I like that last comment – it has a slightly exasperated tone about it, and I'm sure young Isabella would rather have been playing the piano. If I have difficulty getting to sleep, I count the number of these sort of things I’ve had to do for the day!

02 April 2009

Oh Ingerlund, Are Wunderful, OhIngerlundAreWunderful…

Well, OK, maybe it wasn’t a very good idea to go home on the Metropolitan Line last night, as the train passes through Wembley Park tube station, and England were playing the Ukraine at Wembley stadium. Nor was it a good idea to be carrying a large string bag of food, including fruit. But it was interesting. Sort of.

It all began quite quietly, too. A few fans got on at Liverpool Street, normally dressed, but talking a bit louder than usual.

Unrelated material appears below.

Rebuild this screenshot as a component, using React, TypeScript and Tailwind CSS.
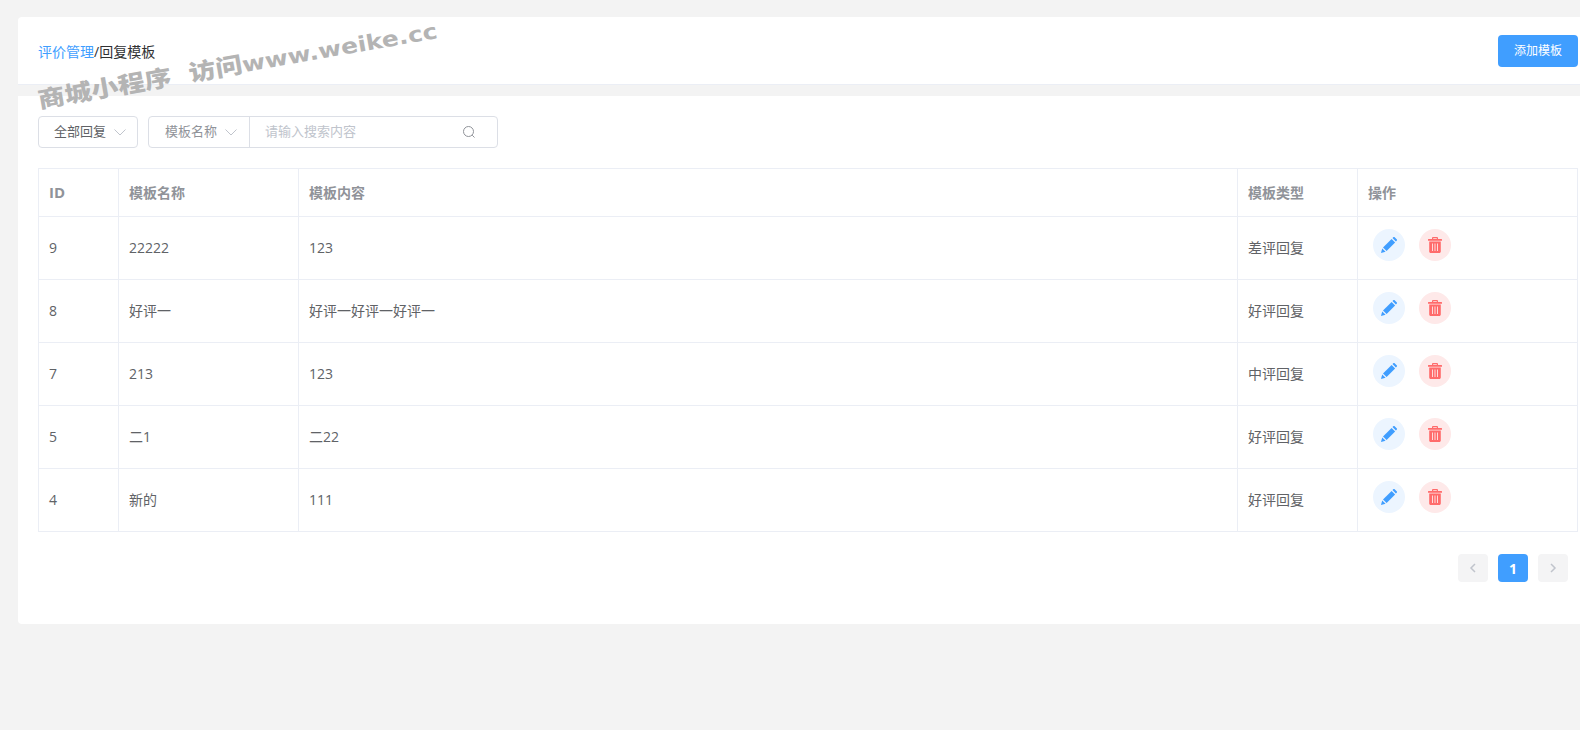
import React from 'react';

const FONT = '"Open Sans", "Noto Sans CJK SC", sans-serif';

const rows = [
  { id: '9', name: '22222', content: '123', type: '差评回复' },
  { id: '8', name: '好评一', content: '好评一好评一好评一', type: '好评回复' },
  { id: '7', name: '213', content: '123', type: '中评回复' },
  { id: '5', name: '二1', content: '二22', type: '好评回复' },
  { id: '4', name: '新的', content: '111', type: '好评回复' },
];

const Chevron: React.FC<{ className?: string }> = ({ className }) => (
  <svg viewBox="0 0 14 14" className={className} fill="none" stroke="currentColor" strokeWidth="1">
    <path d="M1.500 4.500 7 10l5.500-5.500" />
  </svg>
);

const PencilIcon = () => (
  <svg viewBox="0 0 16 16" className="h-4 w-4 text-[#409eff]" fill="currentColor">
    <path d="M0 16l1.200-4.600 3.400 3.400z" />
    <path d="M2 10.400 10.600 1.900l3.500 3.500-8.500 8.600z" />
    <path d="M11.500 1l1-.9c.3-.2.6-.2.9 0l2.500 2.500c.2.3.2.6 0 .9l-1 1z" />
  </svg>
);

const TrashIcon = () => (
  <svg viewBox="0 0 16 16" className="h-4 w-4 text-[#ff6b6b]" fill="currentColor">
    <path fillRule="evenodd" d="M5 2V1.200C5 .5 5.500 0 6.200 0h3.600C10.500 0 11 .5 11 1.200V2h3.500c.3 0 .5.200.5.500v1.300H1V2.500c0-.3.200-.5.500-.5zm1.200 0h3.600V1.200H6.200z" />
    <path fillRule="evenodd" d="M2.200 4.600h11.600v9.900c0 .8-.7 1.500-1.500 1.500H3.700c-.8 0-1.500-.7-1.500-1.500zM5 6.500v7.500h.9V6.500zm2.550 0v7.500h.9V6.500zm2.550 0v7.500h.9V6.500z" />
  </svg>
);

export default function App() {
  return (
    <div className="relative h-[730px] w-[1580px] overflow-hidden bg-[#f3f3f3] pl-[18px] pt-[17px] text-[14px] text-[#606266]" style={{ fontFamily: FONT }}>
      <div className="flex h-[68px] items-center justify-between rounded-tl border-b border-[#ebeef5] bg-white pl-5 pr-0.5">
        <div className="pt-[3px] leading-5">
          <span className="text-[#409eff]">评价管理</span>
          <span className="text-[#303133]">/回复模板</span>
        </div>
        <button className="h-8 w-20 rounded bg-[#409eff] pt-px text-[12px] text-white">添加模板</button>
      </div>

      <div className="mt-[11px] h-[528px] rounded-bl bg-white pl-5 pr-[3px] pt-5">
        <div className="flex gap-2.5">
          <div className="flex h-8 w-[100px] items-center justify-between rounded border border-[#dcdfe6] pl-[15px] pr-[10px] text-[13px] text-[#606266]">
            <span>全部回复</span>
            <Chevron className="h-3.5 w-3.5 text-[#c0c4cc]" />
          </div>
          <div className="flex h-8 w-[350px] rounded border border-[#dcdfe6]">
            <div className="flex w-[101px] shrink-0 items-center justify-between border-r border-[#dcdfe6] pl-4 pr-[11px] text-[13px] text-[#909399]">
              <span>模板名称</span>
              <Chevron className="h-3.5 w-3.5 text-[#c0c4cc]" />
            </div>
            <div className="flex flex-1 items-center justify-between pl-[15px] pr-[21px] text-[13px] text-[#c0c4cc]">
              <span>请输入搜索内容</span>
              <svg viewBox="0 0 14 14" className="h-3.5 w-3.5 text-[#909399]" fill="none" stroke="currentColor" strokeWidth="1">
                <circle cx="6.500" cy="6.500" r="5" />
                <path d="M10.200 10.200 12.500 12.500" />
              </svg>
            </div>
          </div>
        </div>

        <table className="mt-5 w-[1540px] table-fixed border-collapse border border-[#ebeef5]">
          <colgroup>
            <col className="w-20" />
            <col className="w-[180px]" />
            <col className="w-[939px]" />
            <col className="w-[120px]" />
            <col />
          </colgroup>
          <thead>
            <tr className="h-12 text-left font-bold text-[#909399]">
              <th className="border border-[#ebeef5] px-2.5 text-[15px] font-bold">ID</th>
              {['模板名称', '模板内容', '模板类型', '操作'].map((h) => (
                <th key={h} className="border border-[#ebeef5] px-2.5 font-bold">{h}</th>
              ))}
            </tr>
          </thead>
          <tbody>
            {rows.map((r) => (
              <tr key={r.id} className="h-[63px]">
                <td className="border border-[#ebeef5] px-2.5 pb-0.5">{r.id}</td>
                <td className="border border-[#ebeef5] px-2.5 pb-0.5">{r.name}</td>
                <td className="border border-[#ebeef5] px-2.5 pb-0.5">{r.content}</td>
                <td className="border border-[#ebeef5] px-2.5 pb-0.5">{r.type}</td>
                <td className="border border-[#ebeef5] pb-[6px] pl-[15px]">
                  <div className="flex gap-3.5">
                    <span className="flex h-8 w-8 items-center justify-center rounded-full bg-[#ecf5ff]"><PencilIcon /></span>
                    <span className="flex h-8 w-8 items-center justify-center rounded-full bg-[#fee9e9]"><TrashIcon /></span>
                  </div>
                </td>
              </tr>
            ))}
          </tbody>
        </table>

        <div className="mt-[22px] flex justify-end gap-2.5 pr-[9px]">
          <span className="flex h-7 w-[30px] items-center justify-center rounded-sm bg-[#f4f4f5] text-[#c0c4cc]">
            <svg viewBox="0 0 12 12" className="h-3 w-3" fill="none" stroke="currentColor" strokeWidth="1.500"><path d="M8 2 4 6l4 4" /></svg>
          </span>
          <span className="flex h-7 w-[30px] items-center justify-center rounded-sm bg-[#409eff] text-[14px] font-bold text-white">1</span>
          <span className="flex h-7 w-[30px] items-center justify-center rounded-sm bg-[#f4f4f5] text-[#c0c4cc]">
            <svg viewBox="0 0 12 12" className="h-3 w-3" fill="none" stroke="currentColor" strokeWidth="1.500"><path d="M4 2l4 4-4 4" /></svg>
          </span>
        </div>
      </div>

      <div className="pointer-events-none absolute left-[38px] top-[79px] h-10 origin-left -rotate-[10deg] scale-y-[.85] whitespace-nowrap text-[27px] leading-10 font-black text-[#b4b4b4]" style={{ fontFamily: '"Noto Sans CJK SC", sans-serif' }}>
        商城小程序<span className="ml-[18px]">访问</span><span className="text-[25px]" style={{ fontFamily: '"DejaVu Sans", sans-serif' }}>www.weike.cc</span>
      </div>
    </div>
  );
}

I gave them a wide berth, and went to stand by the door. By the time we left King’s Cross we’d been joined by the cabaret , who were wearing white plastic hats with the St George’s cross on them, and jumping up and down and singing at full throttle (with actions). At this point I more or less gave up on The Times crossword and involuntarily went into folklore mode. I was amused to hear that they only reliably knew four tunes:
The J P Sousa march Stars and Stripes Forever
When the Saints Go Marching In
She’ll Be Coming Round the Mountain When She Comes
The National Anthem.

Many of the chants can be adapted to fit any of the first three, and they apparently sang whichever one took the fancy. Unsurprisingly the lyrics aren’t exactly taxing, either: even the infamous ‘Vindaloo’ song, which after all doesn’t consist of very much more, was reduced to the phrases ‘nah nah nah’ and ‘Vindaloo’, sung to Tune 1 (or was it Tune 2? – hard to tell by that stage).
Last night’s favourite (Tune 3, of course) was
There were ten German bombers in the air/ There were ten German bombers in the air
There were ten German Bombers, ten German Bombers, ten German Bombers in the air
And the RAF from England shot them down/ And the RAF from England shot them down/ And the RAF from England, RAF from England, RAF from England shot them down
(definitely ear worm territory, unfortunately).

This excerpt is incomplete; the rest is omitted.